• WHAT YOU WILL DO
Find every line in the records below that holds the word "page" and copy it.
— start of DATA SHOWN —
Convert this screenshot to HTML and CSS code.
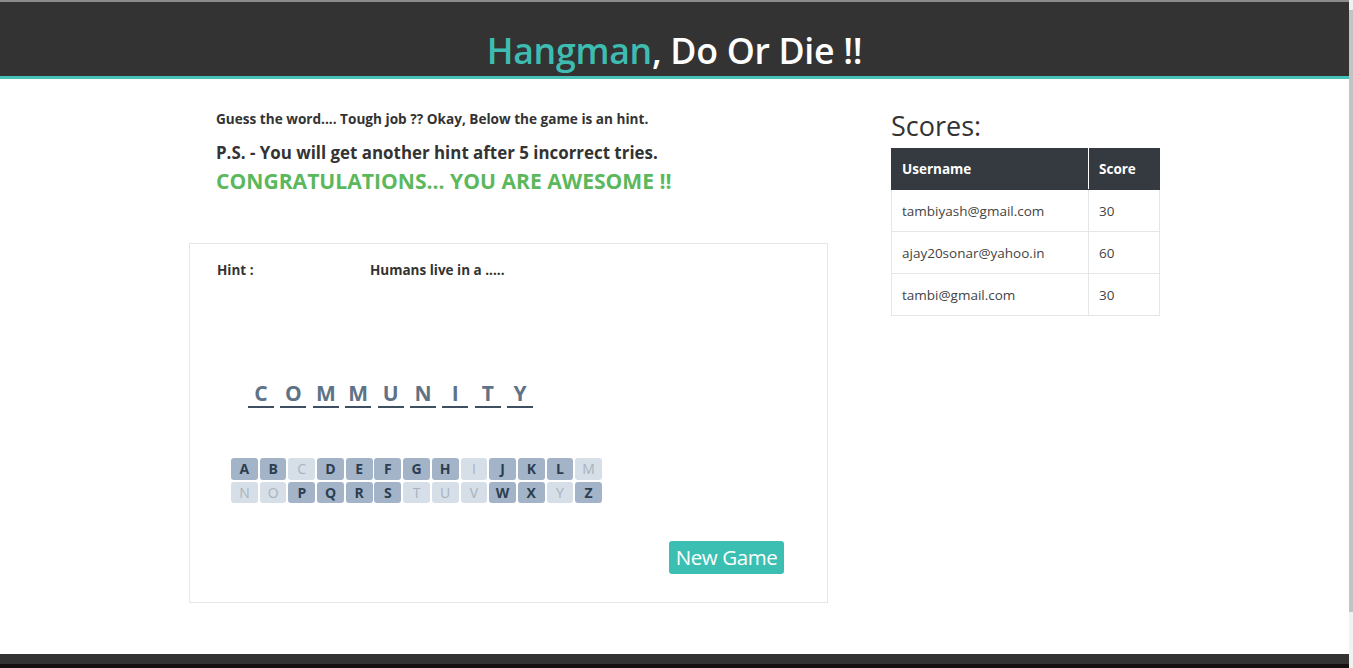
FILE: index.html
```html
<!DOCTYPE html>
<html lang="en">
<head>
<meta charset="utf-8">
<title>Hangman, Do Or Die !!</title>
<link rel="stylesheet" href="styles.css">
</head>
<body>
<div class="shell">
  <div class="page">
    <header class="topbar">
      <h1 class="title"><span class="brand">Hangman</span>, Do Or Die !!</h1>
    </header>
    <main class="main">
      <section class="game-col">
        <p class="intro">Guess the word.... Tough job ?? Okay, Below the game is an hint.</p>
        <p class="ps">P.S. - You will get another hint after 5 incorrect tries.</p>
        <p class="win">CONGRATULATIONS... YOU ARE AWESOME !!</p>
        <div class="card">
          <div class="hint-row">
            <span class="hint-label">Hint :</span>
            <span class="hint-text">Humans live in a .....</span>
          </div>
          <div class="word">
            <span class="slot">C</span><span class="slot">O</span><span class="slot">M</span><span class="slot">M</span><span class="slot">U</span><span class="slot">N</span><span class="slot">I</span><span class="slot">T</span><span class="slot">Y</span>
          </div>
          <div class="keys">
            <span class="key">A</span><span class="key">B</span><span class="key used">C</span><span class="key">D</span><span class="key">E</span><span class="key">F</span><span class="key">G</span><span class="key">H</span><span class="key used">I</span><span class="key">J</span><span class="key">K</span><span class="key">L</span><span class="key used">M</span>
            <span class="key used">N</span><span class="key used">O</span><span class="key">P</span><span class="key">Q</span><span class="key">R</span><span class="key">S</span><span class="key used">T</span><span class="key used">U</span><span class="key used">V</span><span class="key">W</span><span class="key">X</span><span class="key used">Y</span><span class="key">Z</span>
          </div>
          <div class="actions">
            <button class="new-game">New Game</button>
          </div>
        </div>
      </section>
      <aside class="score-col">
        <h2 class="scores-title">Scores:</h2>
        <table class="scores">
          <thead>
            <tr><th class="c-user">Username</th><th class="c-score">Score</th></tr>
          </thead>
          <tbody>
            <tr><td>tambiyash@gmail.com</td><td>30</td></tr>
            <tr><td>ajay20sonar@yahoo.in</td><td>60</td></tr>
            <tr><td>tambi@gmail.com</td><td>30</td></tr>
          </tbody>
        </table>
      </aside>
    </main>
    <footer class="footer"><div class="footer-strip"></div></footer>
  </div>
  <div class="scrollbar"><div class="thumb"></div></div>
</div>
</body>
</html>
```
FILE: styles.css
```css
* { box-sizing: border-box; }
html, body { margin: 0; padding: 0; }
body {
  font-family: "Open Sans", "Noto Sans", sans-serif;
  color: #333;
  background: #fff;
  overflow: hidden;
}
.shell { display: flex; height: 668px; }
.page { flex: 1; display: flex; flex-direction: column; min-width: 0; }
.scrollbar {
  width: 4px;
  background: #f1f1f1;
  padding-top: 10px;
}
.thumb { height: 602px; background: #c3c3c3; }

.topbar {
  height: 79px;
  background: #333;
  border-top: 2px solid #8c8c8c;
  border-bottom: 3px solid #46c2b8;
  display: flex;
  align-items: flex-end;
  justify-content: center;
}
.title {
  margin: 0 0 2px;
  font-size: 35.7px;
  font-weight: 600;
  line-height: 48px;
  color: #fff;
  letter-spacing: -0.3px;
}
.brand { color: #3dbdb1; }

.main {
  height: 575px;
  display: flex;
  padding-left: 189px;
}
.game-col { width: 639px; padding-top: 30px; }
.intro {
  margin: 0 0 12px 27px;
  font-size: 13.6px;
  font-weight: 700;
  line-height: 20px;
}
.ps {
  margin: 0 0 2px 27px;
  font-size: 16.9px;
  font-weight: 700;
  line-height: 24px;
}
.win {
  margin: 0 0 0 27px;
  font-size: 21.1px;
  font-weight: 700;
  line-height: 27px;
  color: #5cb85c;
}
.card {
  margin-top: 49px;
  border: 1px solid #e6e6e6;
  padding: 16px 0 28px 27px;
  display: flex;
  flex-direction: column;
}
.hint-row {
  display: flex;
  font-size: 13.5px;
  font-weight: 700;
  line-height: 20px;
}
.hint-label { width: 153px; }
.word {
  display: flex;
  gap: 6.4px;
  margin: 100px 0 0 31px;
}
.slot {
  width: 26px;
  height: 28px;
  border-bottom: 2px solid #3d4f61;
  text-align: center;
  font-size: 21px;
  font-weight: 700;
  line-height: 26px;
  color: #5f7386;
}
.keys {
  margin: 50px 0 0 14px;
  width: 373px;
  display: grid;
  grid-template-columns: repeat(13, 26.8px);
  column-gap: 1.9px;
  row-gap: 2px;
}
.key {
  height: 21.5px;
  border-radius: 3px;
  background: #a4b4c8;
  color: #2c3e50;
  font-size: 14px;
  font-weight: 700;
  line-height: 21.5px;
  text-align: center;
}
.key.used { background: #d6dee7; color: #a8b3be; font-weight: 400; }
.actions {
  display: flex;
  justify-content: flex-end;
  margin-top: 38px;
  padding-right: 43px;
}
.new-game {
  height: 33px;
  width: 115px;
  padding: 0;
  border: none;
  border-radius: 3px;
  background: #3bbfb3;
  color: #fff;
  font-family: "Open Sans", "Noto Sans", sans-serif;
  font-size: 20.5px;
  line-height: 33px;
  letter-spacing: -0.4px;
}

.score-col { margin-left: 63px; width: 269px; padding-top: 29px; }
.scores-title {
  margin: 0 0 5px;
  font-size: 27px;
  font-weight: 400;
  line-height: 35px;
  color: #333;
}
.scores {
  width: 269px;
  border-collapse: collapse;
  font-size: 13.5px;
}
.scores th {
  background: #343a40;
  color: #fff;
  font-weight: 700;
  text-align: left;
  height: 41px;
  padding: 0 10px;
  border: 1px solid #343a40;
  border-right-color: #fff;
}
.scores th:last-child { border-right-color: #343a40; }
.scores .c-user { width: 197px; }
.scores td {
  height: 42px;
  padding: 0 10px;
  border: 1px solid #e4e6e8;
  color: #444;
}

.footer {
  margin-top: auto;
  height: 14px;
  background: #333;
  display: flex;
  flex-direction: column;
  justify-content: flex-end;
}
.footer-strip { height: 4px; background: #141010; }
```
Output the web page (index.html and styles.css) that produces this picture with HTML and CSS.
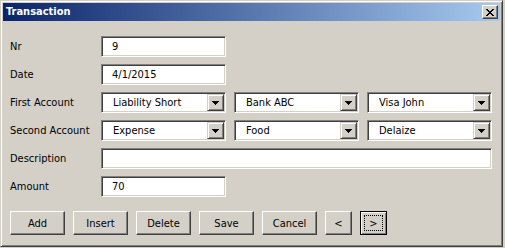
FILE: index.html
```html
<!DOCTYPE html>
<html>
<head>
<meta charset="utf-8">
<title>Transaction</title>
<link rel="stylesheet" href="styles.css">
</head>
<body>
<div class="window">
  <div class="titlebar">
    <span class="title">Transaction</span>
    <div class="close">
      <svg width="8" height="7" viewBox="0 0 8 7"><path d="M0 0h2v1h-2z M6 0h2v1h-2z M1 1h2v1h-2z M5 1h2v1h-2z M2 2h4v1h-4z M3 3h2v1h-2z M2 4h4v1h-4z M1 5h2v1h-2z M5 5h2v1h-2z M0 6h2v1h-2z M6 6h2v1h-2z" fill="#000"/></svg>
    </div>
  </div>
  <div class="content">
    <div class="form">
      <div class="lbl">Nr</div>
      <div class="fields"><div class="field input">9</div></div>

      <div class="lbl">Date</div>
      <div class="fields"><div class="field input">4/1/2015</div></div>

      <div class="lbl">First Account</div>
      <div class="fields">
        <div class="field combo"><span class="val">Liability Short</span><span class="drop"><svg width="7" height="4" viewBox="0 0 7 4"><path d="M0 0h7v1h-1v1h-1v1h-1v1h-1v-1h-1v-1h-1v-1h-1z" fill="#000"/></svg></span></div>
        <div class="field combo"><span class="val">Bank ABC</span><span class="drop"><svg width="7" height="4" viewBox="0 0 7 4"><path d="M0 0h7v1h-1v1h-1v1h-1v1h-1v-1h-1v-1h-1v-1h-1z" fill="#000"/></svg></span></div>
        <div class="field combo"><span class="val">Visa John</span><span class="drop"><svg width="7" height="4" viewBox="0 0 7 4"><path d="M0 0h7v1h-1v1h-1v1h-1v1h-1v-1h-1v-1h-1v-1h-1z" fill="#000"/></svg></span></div>
      </div>

      <div class="lbl">Second Account</div>
      <div class="fields">
        <div class="field combo"><span class="val">Expense</span><span class="drop"><svg width="7" height="4" viewBox="0 0 7 4"><path d="M0 0h7v1h-1v1h-1v1h-1v1h-1v-1h-1v-1h-1v-1h-1z" fill="#000"/></svg></span></div>
        <div class="field combo"><span class="val">Food</span><span class="drop"><svg width="7" height="4" viewBox="0 0 7 4"><path d="M0 0h7v1h-1v1h-1v1h-1v1h-1v-1h-1v-1h-1v-1h-1z" fill="#000"/></svg></span></div>
        <div class="field combo"><span class="val">Delaize</span><span class="drop"><svg width="7" height="4" viewBox="0 0 7 4"><path d="M0 0h7v1h-1v1h-1v1h-1v1h-1v-1h-1v-1h-1v-1h-1z" fill="#000"/></svg></span></div>
      </div>

      <div class="lbl">Description</div>
      <div class="fields"><div class="field input wide"></div></div>

      <div class="lbl">Amount</div>
      <div class="fields"><div class="field input">70</div></div>
    </div>

    <div class="buttons">
      <button class="btn">Add</button>
      <button class="btn">Insert</button>
      <button class="btn">Delete</button>
      <button class="btn">Save</button>
      <button class="btn">Cancel</button>
      <button class="btn small">&lt;</button>
      <button class="btn small default"><span class="focus">&gt;</span></button>
    </div>
  </div>
</div>
</body>
</html>
```
FILE: styles.css
```css
html, body {
  margin: 0;
  padding: 0;
  background: #d4d0c8;
}

body {
  font-family: "DejaVu Sans Condensed", "Liberation Sans", sans-serif;
  font-size: 11px;
  color: #000;
}

.window {
  width: 503px;
  height: 247px;
  box-sizing: border-box;
  background: #d4d0c8;
  border: 1px solid;
  border-color: #d4d0c8 #404040 #404040 #d4d0c8;
  box-shadow: inset 1px 1px #fff, inset -1px -1px #808080;
  padding: 2px;
  overflow: hidden;
}

.titlebar {
  height: 18px;
  background: linear-gradient(to right, #0a246a, #a6caf0);
  display: flex;
  align-items: center;
  justify-content: space-between;
  padding: 0 2px 0 3px;
}

.title {
  color: #fff;
  font-weight: bold;
  font-size: 11px;
  line-height: 18px;
}

.close {
  width: 16px;
  height: 14px;
  box-sizing: border-box;
  background: #d4d0c8;
  border: 1px solid;
  border-color: #fff #404040 #404040 #fff;
  box-shadow: inset -1px -1px #808080;
  display: flex;
  align-items: center;
  justify-content: center;
}

.close svg {
  display: block;
  margin-top: 1px;
}

.content {
  padding: 15px 0 0 7px;
}

.form {
  display: grid;
  grid-template-columns: 91px auto;
  grid-auto-rows: 21px;
  row-gap: 7px;
  align-items: center;
}

.lbl {
  line-height: 21px;
  white-space: nowrap;
}

.fields {
  display: flex;
  gap: 8px;
  height: 21px;
}

.field {
  box-sizing: border-box;
  width: 125px;
  height: 21px;
  background: #fff;
  border: 1px solid;
  border-color: #808080 #fff #fff #808080;
  box-shadow: inset 1px 1px #404040, inset -1px -1px #d4d0c8;
  display: flex;
  align-items: center;
  white-space: nowrap;
}

.input {
  padding: 1px 1px 1px 10px;
}

.wide {
  width: 391px;
}

.combo {
  padding: 1px 1px 1px 11px;
}

.val {
  flex: 1;
  overflow: hidden;
}

.drop {
  width: 17px;
  height: 17px;
  box-sizing: border-box;
  background: #d4d0c8;
  border: 1px solid;
  border-color: #d4d0c8 #404040 #404040 #d4d0c8;
  box-shadow: inset 1px 1px #fff, inset -1px -1px #808080;
  display: flex;
  align-items: center;
  justify-content: center;
}

.drop svg {
  display: block;
}

.buttons {
  display: flex;
  gap: 8px;
  margin-top: 14px;
}

.btn {
  width: 55px;
  height: 24px;
  box-sizing: border-box;
  margin: 0;
  padding: 0;
  font: inherit;
  color: #000;
  background: #d4d0c8;
  border: 1px solid;
  border-color: #fff #404040 #404040 #fff;
  box-shadow: inset -1px -1px #808080;
  display: flex;
  align-items: center;
  justify-content: center;
}

.btn.small {
  width: 27px;
}

.btn.default {
  border-color: #000;
  box-shadow: inset 1px 1px #fff, inset -1px -1px #808080;
  padding: 3px;
  align-items: stretch;
}

.focus {
  flex: 1;
  border: 1px dotted #000;
  display: flex;
  align-items: center;
  justify-content: center;
}
```
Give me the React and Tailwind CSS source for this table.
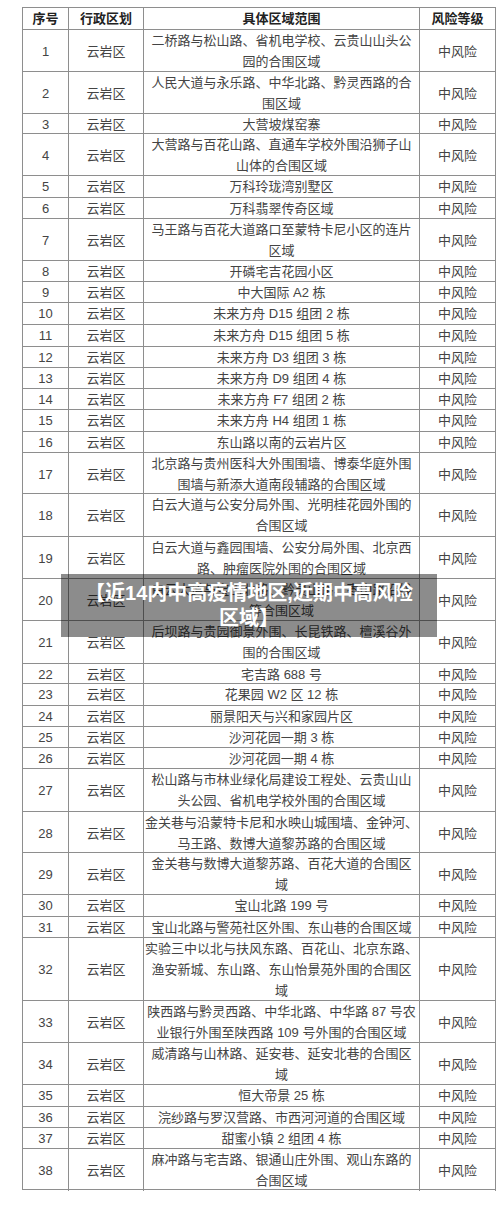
— end of DATA SHOWN —
• PROBLEM SOLUTION
  <div class="page">
.page { flex: 1; display: flex; flex-direction: column; min-width: 0; }
Output the web page (index.html and styles.css) that produces this picture with HTML and CSS.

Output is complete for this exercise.